I generated the rownum
column using the following query:
select
sessionid,
url,
created,
row_number() over(partition by sessionid order by created) as rownum
from
<tablename>
order by
sessionid,
created
I'm not sure how to get the row numbers that are negative values with respect to a certain page. This is required so I can plot the kind of pages that are visited before and after the page blah
. Of course, there can be multiple visits to the same page blah
in the same session. In such a case, the first visit should be treated as the zeroth visit (with a value 0 in newrownum
column).
Upvotes: 2
Views: 505
Reputation: 49260
You can subtract the rownum of blah from the already calculated rownum column for each session.

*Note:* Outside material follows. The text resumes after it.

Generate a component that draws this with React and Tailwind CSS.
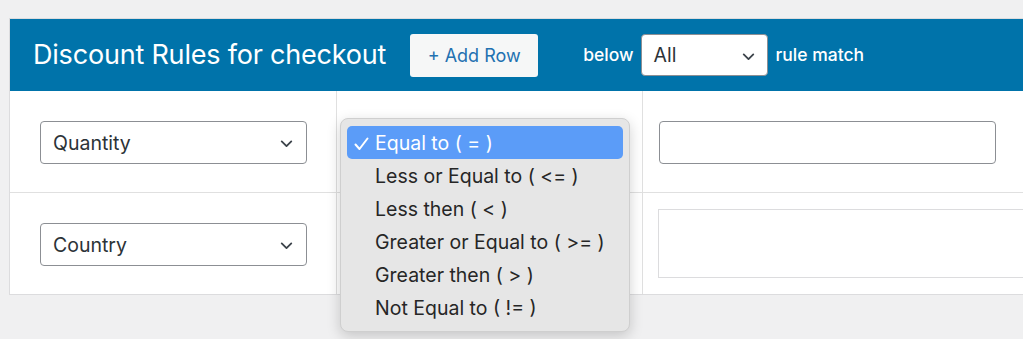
import React from "react";

const Chevron = ({ className = "" }) => (
  <svg className={className} width="17" height="17" viewBox="0 0 16 16" fill="none">
    <path d="M3.5 6l4.5 4.5L12.5 6" stroke="#3c434a" strokeWidth="1.7" strokeLinecap="round" strokeLinejoin="round" />
  </svg>
);

const Select = ({ label }) => (
  <div className="flex items-center justify-between w-[267px] h-[43px] border border-[#8c8f94] rounded-[4px] bg-white pl-[12px] pr-[11px] pt-[2px] text-[19.5px] text-[#2c3338]">
    <span>{label}</span>
    <Chevron />
  </div>
);

const items = [
  "Equal to ( = )",
  "Less or Equal to ( <= )",
  "Less then ( < )",
  "Greater or Equal to ( >= )",
  "Greater then ( > )",
  "Not Equal to ( != )",
];

export default function App() {
  return (
    <div className="w-[1023px] h-[339px] bg-[#f0f0f1] overflow-hidden pt-[18px] pl-[9px]" style={{ fontFamily: "Inter, 'Noto Sans', sans-serif" }}>
      <div className="relative w-[1030px] border border-[#dcdcde] bg-white">
        <div className="h-[72px] bg-[#0073aa] flex items-center pl-[23px]">
          <h1 className="text-white text-[27px] font-normal tracking-[-0.2px]">Discount Rules for checkout</h1>
          <button className="ml-[24px] h-[43px] w-[128px] bg-[#f6f7f7] rounded-[3px] text-[#2271b1] text-[18px]">+ Add Row</button>
          <span className="ml-[45px] text-white text-[17.5px] font-medium">below</span>
          <div className="ml-[7px] flex items-center justify-between w-[127px] h-[42px] bg-white border border-[#8c8f94] rounded-[4px] pl-[12px] pr-[10px] pt-[2px] text-[19.5px] text-[#2c3338]">
            <span>All</span>
            <Chevron />
          </div>
          <span className="ml-[8px] text-white text-[17.5px] font-medium">rule match</span>
        </div>
        <div className="flex h-[102px] border-b border-[#e0e0e0]">
          <div className="w-[327px] shrink-0 border-r border-[#e0e0e0] flex items-center pl-[30px] pt-[2px]">
            <Select label="Quantity" />
          </div>
          <div className="w-[306px] shrink-0 border-r border-[#e0e0e0]"></div>
          <div className="flex-1 flex items-center pl-[16px] pt-[2px]">
            <div className="w-[337px] h-[43px] border border-[#8c8f94] rounded-[4px] bg-white"></div>
          </div>
        </div>
        <div className="flex h-[101px]">
          <div className="w-[327px] shrink-0 border-r border-[#e0e0e0] flex items-center pl-[30px] pt-[2px]">
            <Select label="Country" />
          </div>
          <div className="w-[306px] shrink-0 border-r border-[#e0e0e0]"></div>
          <div className="flex-1 pl-[15px] pt-[16px]">
            <div className="w-[400px] h-[69px] border border-[#dcdcde] bg-white"></div>
          </div>
        </div>

        <div className="absolute left-[330px] top-[99px] w-[290px] h-[214px] bg-[#e6e6e6] border border-[#cfcfcf] rounded-[8px] shadow-[0_4px_14px_rgba(0,0,0,0.18)] px-[6px] pt-[7px]">
          {items.map((t, i) => (
            <div
              key={t}
              className={
                "relative h-[33px] flex items-center pl-[28px] pt-[3px] rounded-[5px] text-[19.5px] " +
                (i === 0 ? "bg-[#5b9cf8] text-white" : "text-[#262626]")
              }
            >
              {i === 0 && (
                <svg className="absolute left-[7px] top-[11px]" width="15" height="14" viewBox="0 0 15 14" fill="none">
                  <path d="M1.5 7.5l4 4.5L13.5 1.5" stroke="white" strokeWidth="2" strokeLinecap="round" strokeLinejoin="round" />
                </svg>
              )}
              {t}
            </div>
          ))}
        </div>
      </div>
    </div>
  );
}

select t.*, rownum-max(case when url like '%blah%' then rownum end) over(partition by sessionid) newrownum
from (
select
sessionid,
url,
created,
row_number() over(partition by sessionid order by created) as rownum
from
<tablename>
) t
order by rownum
To get the exact pattern match of url containing blah
use a regex, something like url ~ '.+/blah$'
Upvotes: 2
Reputation: 21
Apply an offset based on the row number of the page you want to use as your baseline (your row 0). In this case, you could create a new field as rownum - 3 to achieve the values you are looking for.
Upvotes: 1
Reputation: 1269773
Here is one method:
select sessionid, url, created, rownum,
(rownum - min(case when url = 'blah' then rownum end) over (partition by sessionid) as newrownum
from (select sessionid, url, created,
row_number() over (partition by sessionid order by created) as rownum
from <tablename>
) t
order by sessionid, created;
In other words, this calculates the row number for 'blah' using another window function. In more recent versions of Postgres, you can use the filter
keyword rather than the case
statement for the conditional min.
Note: This does the offset from the first occurrence of 'blah'
, because of the min()
. The last occurrence would use max()
. And, your actual logic might use something like url like '%blah'
or something with the full pathname.
Upvotes: 3